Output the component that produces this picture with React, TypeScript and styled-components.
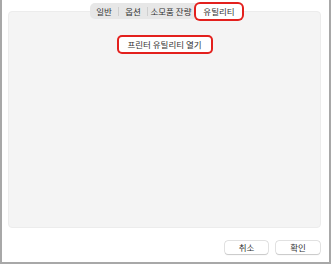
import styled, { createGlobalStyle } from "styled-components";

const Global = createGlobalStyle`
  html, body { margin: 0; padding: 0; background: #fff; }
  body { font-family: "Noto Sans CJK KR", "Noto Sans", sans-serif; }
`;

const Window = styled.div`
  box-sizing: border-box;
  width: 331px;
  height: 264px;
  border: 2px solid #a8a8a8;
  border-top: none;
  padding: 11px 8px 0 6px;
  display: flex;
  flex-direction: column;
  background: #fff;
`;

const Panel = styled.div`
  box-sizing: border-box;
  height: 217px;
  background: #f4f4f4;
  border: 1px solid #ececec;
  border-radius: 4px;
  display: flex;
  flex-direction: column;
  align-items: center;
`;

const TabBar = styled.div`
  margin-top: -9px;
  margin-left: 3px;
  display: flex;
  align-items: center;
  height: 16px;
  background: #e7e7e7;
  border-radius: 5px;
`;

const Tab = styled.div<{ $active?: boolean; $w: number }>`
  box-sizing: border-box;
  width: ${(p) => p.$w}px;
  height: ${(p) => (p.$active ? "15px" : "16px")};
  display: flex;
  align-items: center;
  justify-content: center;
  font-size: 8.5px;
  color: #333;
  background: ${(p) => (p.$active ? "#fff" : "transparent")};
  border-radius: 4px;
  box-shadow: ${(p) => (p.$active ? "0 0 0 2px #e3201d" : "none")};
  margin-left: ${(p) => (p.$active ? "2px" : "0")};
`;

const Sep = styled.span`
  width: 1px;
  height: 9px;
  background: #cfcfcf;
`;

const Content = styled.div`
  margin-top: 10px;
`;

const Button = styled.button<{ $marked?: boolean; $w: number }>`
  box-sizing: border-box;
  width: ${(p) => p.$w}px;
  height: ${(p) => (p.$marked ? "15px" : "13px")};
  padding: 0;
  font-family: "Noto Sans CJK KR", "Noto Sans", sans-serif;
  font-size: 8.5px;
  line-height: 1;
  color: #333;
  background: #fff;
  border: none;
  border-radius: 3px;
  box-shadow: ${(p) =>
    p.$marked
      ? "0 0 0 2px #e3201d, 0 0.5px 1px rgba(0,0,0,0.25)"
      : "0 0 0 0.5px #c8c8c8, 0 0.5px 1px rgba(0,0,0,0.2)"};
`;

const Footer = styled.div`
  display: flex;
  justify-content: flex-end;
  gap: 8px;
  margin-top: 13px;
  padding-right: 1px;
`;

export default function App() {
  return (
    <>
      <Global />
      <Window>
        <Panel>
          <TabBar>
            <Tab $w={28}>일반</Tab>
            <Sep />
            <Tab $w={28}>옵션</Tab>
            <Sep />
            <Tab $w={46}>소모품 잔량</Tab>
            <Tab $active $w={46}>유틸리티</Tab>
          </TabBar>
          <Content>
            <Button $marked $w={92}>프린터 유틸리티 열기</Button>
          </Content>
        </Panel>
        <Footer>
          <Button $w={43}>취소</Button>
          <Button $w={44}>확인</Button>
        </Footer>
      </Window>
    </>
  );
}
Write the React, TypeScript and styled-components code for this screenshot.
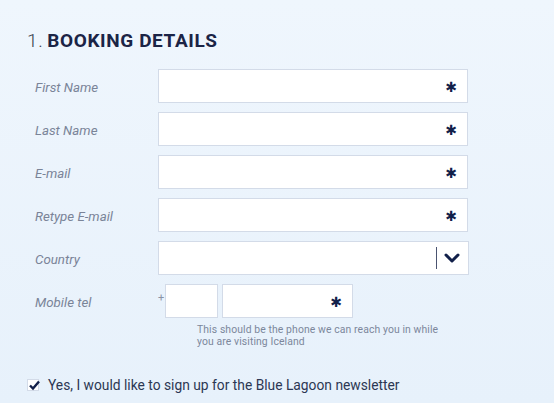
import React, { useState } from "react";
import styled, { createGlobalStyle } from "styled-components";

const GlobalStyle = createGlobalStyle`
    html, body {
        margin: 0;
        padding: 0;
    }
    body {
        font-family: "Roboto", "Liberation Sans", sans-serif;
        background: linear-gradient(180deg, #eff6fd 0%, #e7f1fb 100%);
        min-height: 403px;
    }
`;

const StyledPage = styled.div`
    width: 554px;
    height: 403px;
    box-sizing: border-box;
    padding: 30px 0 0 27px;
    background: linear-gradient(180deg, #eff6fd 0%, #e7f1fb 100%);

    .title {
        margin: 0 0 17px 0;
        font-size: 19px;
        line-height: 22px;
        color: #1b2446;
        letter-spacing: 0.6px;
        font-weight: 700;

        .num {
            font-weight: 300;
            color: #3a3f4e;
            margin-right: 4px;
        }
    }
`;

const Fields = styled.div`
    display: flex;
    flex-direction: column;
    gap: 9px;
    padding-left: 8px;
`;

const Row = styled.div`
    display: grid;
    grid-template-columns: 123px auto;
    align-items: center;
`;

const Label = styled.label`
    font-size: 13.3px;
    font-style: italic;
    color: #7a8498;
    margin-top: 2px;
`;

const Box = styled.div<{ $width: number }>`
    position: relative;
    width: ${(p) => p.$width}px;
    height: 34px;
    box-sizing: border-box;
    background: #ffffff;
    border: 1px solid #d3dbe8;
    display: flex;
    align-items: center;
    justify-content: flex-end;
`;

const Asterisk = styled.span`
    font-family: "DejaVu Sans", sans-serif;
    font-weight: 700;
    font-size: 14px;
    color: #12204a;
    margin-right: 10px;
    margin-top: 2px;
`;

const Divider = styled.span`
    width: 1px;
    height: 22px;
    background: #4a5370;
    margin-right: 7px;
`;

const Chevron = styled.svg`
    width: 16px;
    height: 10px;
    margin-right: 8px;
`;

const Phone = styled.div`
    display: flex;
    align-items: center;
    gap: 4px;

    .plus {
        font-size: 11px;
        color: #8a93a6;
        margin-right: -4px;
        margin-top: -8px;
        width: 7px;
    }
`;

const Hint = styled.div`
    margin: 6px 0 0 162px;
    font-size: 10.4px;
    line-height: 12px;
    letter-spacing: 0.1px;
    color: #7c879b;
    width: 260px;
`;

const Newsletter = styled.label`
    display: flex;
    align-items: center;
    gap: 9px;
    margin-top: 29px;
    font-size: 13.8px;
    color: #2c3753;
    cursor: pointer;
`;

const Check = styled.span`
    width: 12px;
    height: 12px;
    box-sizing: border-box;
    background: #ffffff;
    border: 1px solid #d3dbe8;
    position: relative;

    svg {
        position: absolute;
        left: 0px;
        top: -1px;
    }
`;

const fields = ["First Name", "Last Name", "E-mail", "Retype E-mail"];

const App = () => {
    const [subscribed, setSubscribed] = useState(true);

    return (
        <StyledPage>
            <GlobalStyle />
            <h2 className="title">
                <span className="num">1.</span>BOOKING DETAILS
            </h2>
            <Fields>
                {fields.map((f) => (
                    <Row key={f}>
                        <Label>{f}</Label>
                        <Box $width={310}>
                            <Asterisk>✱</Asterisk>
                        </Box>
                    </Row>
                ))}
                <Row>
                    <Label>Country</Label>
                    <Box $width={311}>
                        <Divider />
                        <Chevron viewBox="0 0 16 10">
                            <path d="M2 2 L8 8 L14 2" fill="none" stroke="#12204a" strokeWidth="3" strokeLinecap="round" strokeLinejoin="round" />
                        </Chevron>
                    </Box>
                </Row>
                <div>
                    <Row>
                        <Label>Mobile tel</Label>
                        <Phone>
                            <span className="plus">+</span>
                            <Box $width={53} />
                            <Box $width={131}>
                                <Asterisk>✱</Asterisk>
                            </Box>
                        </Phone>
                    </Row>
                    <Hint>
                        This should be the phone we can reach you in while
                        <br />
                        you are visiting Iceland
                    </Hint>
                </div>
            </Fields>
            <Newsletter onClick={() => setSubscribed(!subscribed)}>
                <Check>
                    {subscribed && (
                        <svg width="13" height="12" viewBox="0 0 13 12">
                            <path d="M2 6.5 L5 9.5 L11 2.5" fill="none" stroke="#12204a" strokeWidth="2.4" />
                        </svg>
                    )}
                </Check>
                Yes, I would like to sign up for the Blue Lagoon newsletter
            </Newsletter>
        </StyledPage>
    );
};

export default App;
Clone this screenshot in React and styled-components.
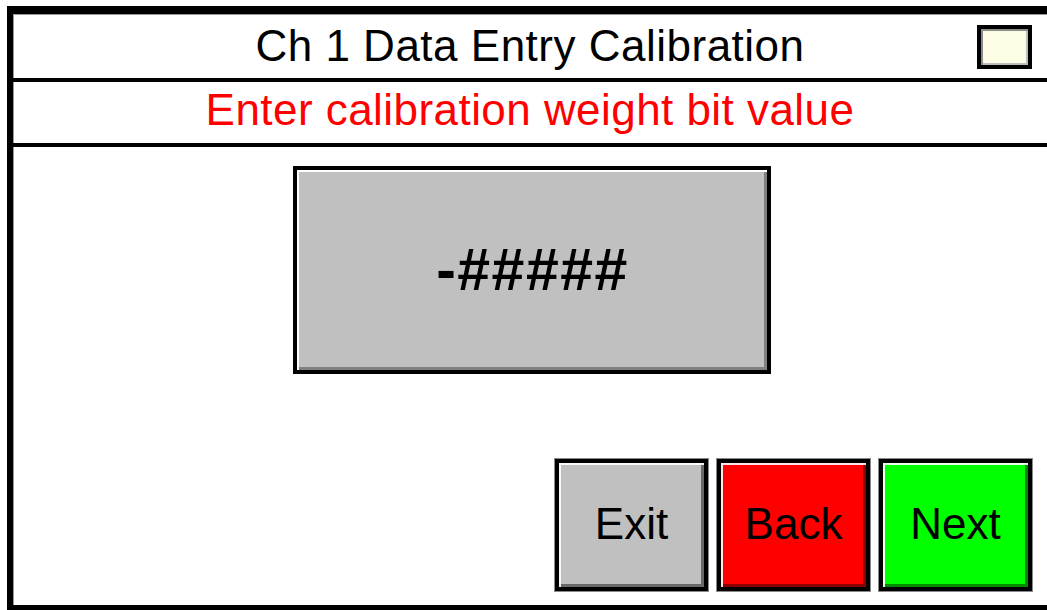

—————

**What is being asked**
Of the lines above, how many hold the word "React"? Say the number alone.

**Reply**
4